Numbers are like brands. Though an 8% increase in home values is a complex computation of home sales, realtor surveys, incomes, and so on, we see that and think it’s true without really thinking.

Joining Linda in the pantheon of psychology phrasing is the bat and ball problem. It looks like this:

A bat and a ball together cost $1.10. If the bat costs a dollar more than the ball, how much does the bat cost?

Ok, now try it this way.

Bat + Ball = $1.10, the bat costs a dollar more than the ball.

Or, the same idea in a different way.

A Ferrari and a Ford together cost $190,000. The Ferrari costs $100,000 more than the Ford. How much does the Ford cost?

Each step down slows thinking. People see the bat and ball problem the same way they see brands or 8% increases: fast.

Most of the numbers we encounter in life is like brands, the bat and ball problem or Linda the banker—our default is to move quickly past them. But to get all the details we’ll need to slow down.

Special Numbers for Special People

Brent Beshore says that people are messy. They’re weird too.

Part of the fun of social science research is putting people in situations and seeing what they do. We think people are weird because these experimental conditions have logical rigidity. It’s a world where A < B and B < C and no-way-Jose can C > A.

One way to think about this is the Illusion of Control. One paper is the Irwin and Goodwin, Special Random Numbers.

Here’s an experiment. Ask one group of individuals to choose three numbers for a lottery. Assign another group of individuals three numbers for the same lottery. Then announce to both groups that there was a such-and-such mistake. Note: a such-and-such mistake is a sign that you may be in a social science experiment.

To remedy the mistake, everyone can switch to a new set of numbers. (But wait, there’s more). The kind researchers are offering a new lottery, for those that choose new numbers, with even better odds of winning.

The punchline is that the people who choose their numbers tend to keep their numbers.

If that weren’t enough, people will bet more if they are given random numbers with meaning. “We establish that numbers generated randomly by certain systems (e.g., dates and names) are preferred to gambles of equal expected values and equal (lack of) control.”

The author’s guess, “It is possible that propensity (and associated enjoyment) underlies other types of decisions as well. For instance, very old brand names are preferred by many consumers, and enjoy a price premium. This premium holds even for commodities.”

People like what we like. People like repetition over logic. People are weird.

However, this environment is kinda weird. Normally we choose things for a reason, and if it’s because numbers represent our cat’s birthday then so-be-it.

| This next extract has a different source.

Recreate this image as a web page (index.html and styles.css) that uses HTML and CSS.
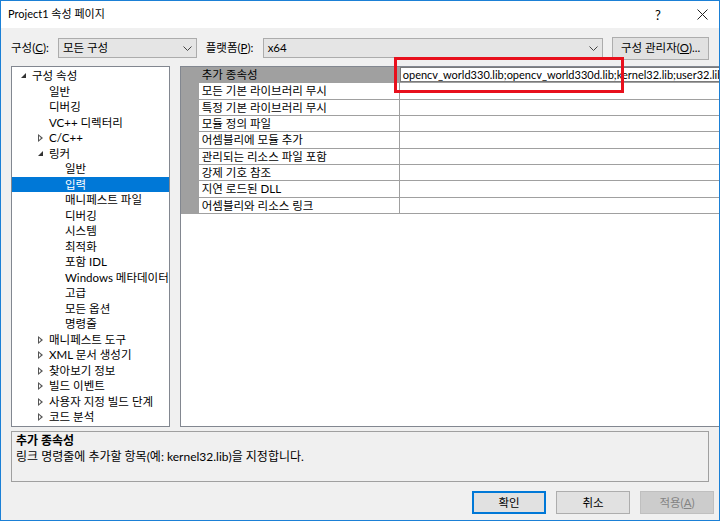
FILE: index.html
```html
<!DOCTYPE html>
<html lang="ko">
<head>
  <meta charset="UTF-8" />
  <title>Project1 속성 페이지</title>
  <link rel="stylesheet" href="styles.css">
</head>
<body>
  <div class="window">
    <div class="titlebar">
      <span class="title">Project1 속성 페이지</span>
      <span class="help">?</span>
      <span class="close">
        <svg width="11" height="11" viewBox="0 0 11 11"><path d="M0.5 0.5 L10.5 10.5 M10.5 0.5 L0.5 10.5" stroke="#222" stroke-width="1" fill="none"/></svg>
      </span>
    </div>

    <div class="content">
      <div class="config-row">
        <span class="lbl lbl-config">구성(<u>C</u>):</span>
        <div class="combo combo-config">
          <span>모든 구성</span>
          <svg class="chev" width="9" height="5" viewBox="0 0 9 5"><polyline points="0.5,0.5 4.5,4.5 8.5,0.5" stroke="#444" fill="none"/></svg>
        </div>
        <span class="lbl lbl-platform">플랫폼(<u>P</u>):</span>
        <div class="combo combo-platform">
          <span>x64</span>
          <svg class="chev" width="9" height="5" viewBox="0 0 9 5"><polyline points="0.5,0.5 4.5,4.5 8.5,0.5" stroke="#444" fill="none"/></svg>
        </div>
        <button class="btn btn-manager">구성 관리자(<u>O</u>)...</button>
      </div>

      <div class="main">
        <ul class="tree">
          <li class="lvl0"><span class="arr open"></span>구성 속성</li>
          <li class="lvl1"><span class="arr"></span>일반</li>
          <li class="lvl1"><span class="arr"></span>디버깅</li>
          <li class="lvl1"><span class="arr"></span>VC++ 디렉터리</li>
          <li class="lvl1"><span class="arr shut"></span>C/C++</li>
          <li class="lvl1"><span class="arr open"></span>링커</li>
          <li class="lvl2"><span class="arr"></span>일반</li>
          <li class="lvl2 selected"><span class="arr"></span>입력</li>
          <li class="lvl2"><span class="arr"></span>매니페스트 파일</li>
          <li class="lvl2"><span class="arr"></span>디버깅</li>
          <li class="lvl2"><span class="arr"></span>시스템</li>
          <li class="lvl2"><span class="arr"></span>최적화</li>
          <li class="lvl2"><span class="arr"></span>포함 IDL</li>
          <li class="lvl2"><span class="arr"></span>Windows 메타데이터</li>
          <li class="lvl2"><span class="arr"></span>고급</li>
          <li class="lvl2"><span class="arr"></span>모든 옵션</li>
          <li class="lvl2"><span class="arr"></span>명령줄</li>
          <li class="lvl1"><span class="arr shut"></span>매니페스트 도구</li>
          <li class="lvl1"><span class="arr shut"></span>XML 문서 생성기</li>
          <li class="lvl1"><span class="arr shut"></span>찾아보기 정보</li>
          <li class="lvl1"><span class="arr shut"></span>빌드 이벤트</li>
          <li class="lvl1"><span class="arr shut"></span>사용자 지정 빌드 단계</li>
          <li class="lvl1"><span class="arr shut"></span>코드 분석</li>
        </ul>

        <div class="grid">
          <div class="row current">
            <div class="gutter"></div>
            <div class="name">추가 종속성</div>
            <div class="value"><div class="edit">opencv_world330.lib;opencv_world330d.lib;kernel32.lib;user32.lib;gdi32.lib;winspool.lib</div></div>
          </div>
          <div class="row"><div class="gutter"></div><div class="name">모든 기본 라이브러리 무시</div><div class="value"></div></div>
          <div class="row"><div class="gutter"></div><div class="name">특정 기본 라이브러리 무시</div><div class="value"></div></div>
          <div class="row"><div class="gutter"></div><div class="name">모듈 정의 파일</div><div class="value"></div></div>
          <div class="row"><div class="gutter"></div><div class="name">어셈블리에 모듈 추가</div><div class="value"></div></div>
          <div class="row"><div class="gutter"></div><div class="name">관리되는 리소스 파일 포함</div><div class="value"></div></div>
          <div class="row"><div class="gutter"></div><div class="name">강제 기호 참조</div><div class="value"></div></div>
          <div class="row"><div class="gutter"></div><div class="name">지연 로드된 DLL</div><div class="value"></div></div>
          <div class="row"><div class="gutter"></div><div class="name">어셈블리와 리소스 링크</div><div class="value"></div></div>
        </div>
      </div>

      <div class="desc">
        <div class="desc-title">추가 종속성</div>
        <div class="desc-text">링크 명령줄에 추가할 항목(예: kernel32.lib)을 지정합니다.</div>
      </div>

      <div class="buttons">
        <button class="btn btn-ok">확인</button>
        <button class="btn">취소</button>
        <button class="btn btn-disabled">적용(<u>A</u>)</button>
      </div>
    </div>

    <div class="highlight"></div>
  </div>
</body>
</html>
```

FILE: styles.css
```css
html, body {
  margin: 0;
  padding: 0;
  background-color: #f0f0f0;
}

body {
  font-family: Lato, "Noto Sans CJK KR", sans-serif;
  font-size: 11.5px;
  color: #000;
}

.window {
  position: relative;
  width: 720px;
  height: 521px;
  box-sizing: border-box;
  border: 1px solid #1b80d6;
  display: flex;
  flex-direction: column;
  overflow: hidden;
}

.titlebar {
  height: 27px;
  background-color: #fff;
  display: flex;
  align-items: center;
  padding-left: 7px;
  flex-shrink: 0;
}

.title {
  flex: 1;
  font-size: 11px;
  line-height: 16px;
  margin-top: -1px;
}

.help {
  font-size: 13px;
  width: 20px;
  margin-right: 22px;
}

.close {
  width: 11px;
  margin-right: 11px;
  display: flex;
}

.content {
  flex: 1;
  background-color: #f0f0f0;
  display: flex;
  flex-direction: column;
  padding: 0 10px 6px 10px;
}

/* config row */
.config-row {
  margin-top: 9px;
  height: 22px;
  display: flex;
  align-items: center;
}

.lbl {
  line-height: 16px;
}

.lbl-config {
  width: 47px;
}

.lbl-platform {
  width: 57px;
  margin-left: 9px;
}

.combo {
  height: 20px;
  box-sizing: border-box;
  background-color: #e5e5e5;
  border: 1px solid #acacac;
  display: flex;
  align-items: center;
  padding: 0 4px 0 4px;
  line-height: 16px;
}

.combo span {
  flex: 1;
}

.combo-config {
  width: 139px;
}

.combo-platform {
  width: 341px;
}

.chev {
  display: block;
  margin-top: 1px;
}

.btn {
  font-family: inherit;
  font-size: 11.5px;
  color: #000;
  background-color: #e1e1e1;
  border: 1px solid #adadad;
  padding: 0;
  height: 23px;
  line-height: 16px;
}

.btn-manager {
  margin-left: 9px;
  width: 97px;
}

/* main area */
.main {
  margin-top: 7px;
  height: 361px;
  display: flex;
  gap: 10px;
}

.tree {
  list-style: none;
  margin: 0;
  padding: 1px 0 0 0;
  width: 160px;
  box-sizing: border-box;
  background-color: #fff;
  border: 1px solid #828790;
}

.tree li {
  height: 15.5px;
  line-height: 15.5px;
  display: flex;
  align-items: center;
  white-space: nowrap;
}

.tree .lvl0 { padding-left: 8px; }
.tree .lvl1 { padding-left: 25px; }
.tree .lvl2 { padding-left: 41px; }

.tree li.selected {
  background-color: #0078d7;
  color: #fff;
}

.arr {
  width: 12px;
  height: 15px;
  flex-shrink: 0;
  position: relative;
}

/* expanded node: small filled corner triangle */
.arr.open::after {
  content: "";
  position: absolute;
  left: 1px;
  top: 5px;
  width: 0;
  height: 0;
  border-left: 5px solid transparent;
  border-bottom: 5px solid #333;
}

/* collapsed node: hollow right-pointing triangle */
.arr.shut::before,
.arr.shut::after {
  content: "";
  position: absolute;
  width: 0;
  height: 0;
  border-top: 4px solid transparent;
  border-bottom: 4px solid transparent;
}

.arr.shut::before {
  left: 1px;
  top: 4px;
  border-left: 5px solid #555;
}

.arr.shut::after {
  left: 2px;
  top: 6px;
  border-top-width: 2px;
  border-bottom-width: 2px;
  border-left: 2.5px solid #fff;
}

.grid {
  flex: 1;
  background-color: #fff;
  border: 1px solid #828790;
  display: flex;
  flex-direction: column;
}

.row {
  display: flex;
  height: 16.33px;
  flex-shrink: 0;
}

.gutter {
  width: 18px;
  background-color: #a0a0a0;
  flex-shrink: 0;
}

.name {
  width: 201px;
  box-sizing: border-box;
  border-right: 1px solid #a0a0a0;
  border-bottom: 1px solid #a0a0a0;
  padding-left: 3px;
  line-height: 15px;
  white-space: nowrap;
  overflow: hidden;
}

.row.current .name {
  background-color: #a0a0a0;
}

.value {
  flex: 1;
  box-sizing: border-box;
  border-bottom: 1px solid #a0a0a0;
  overflow: hidden;
}

.edit {
  height: 100%;
  box-sizing: border-box;
  border: 1px solid #7a7a7a;
  border-right: none;
  padding-left: 2px;
  font-size: 11px;
  line-height: 14px;
  white-space: nowrap;
  overflow: hidden;
}

/* description */
.desc {
  margin-top: 4px;
  height: 51px;
  box-sizing: border-box;
  border: 1px solid #a0a0a0;
  padding: 1px 4px;
  font-size: 12px;
  line-height: 16px;
}

.desc-title {
  font-weight: bold;
}

/* bottom buttons */
.buttons {
  margin-top: 9px;
  margin-right: -5px;
  display: flex;
  justify-content: flex-end;
  gap: 10px;
}

.buttons .btn {
  width: 74px;
}

.btn-ok {
  border: 2px solid #0078d7;
}

.btn-disabled {
  background-color: #cccccc;
  border-color: #bfbfbf;
  color: #838383;
}

.highlight {
  position: absolute;
  left: 393px;
  top: 56px;
  width: 230px;
  height: 36px;
  box-sizing: border-box;
  border: 3px solid #e8101c;
  pointer-events: none;
}
```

People are weird, so let’s deal with it. Business owners, investors, and entrepreneurs alike should remember that people are messy and people are weird. We’ll give Irwin and Goodwin the final word: “our results suggest that, in general, trying to educate people away from these types of decisions will be difficult and not easily accomplished via logical arguments aimed at beliefs.”

Instead, try stories. It works for vino don’t you know.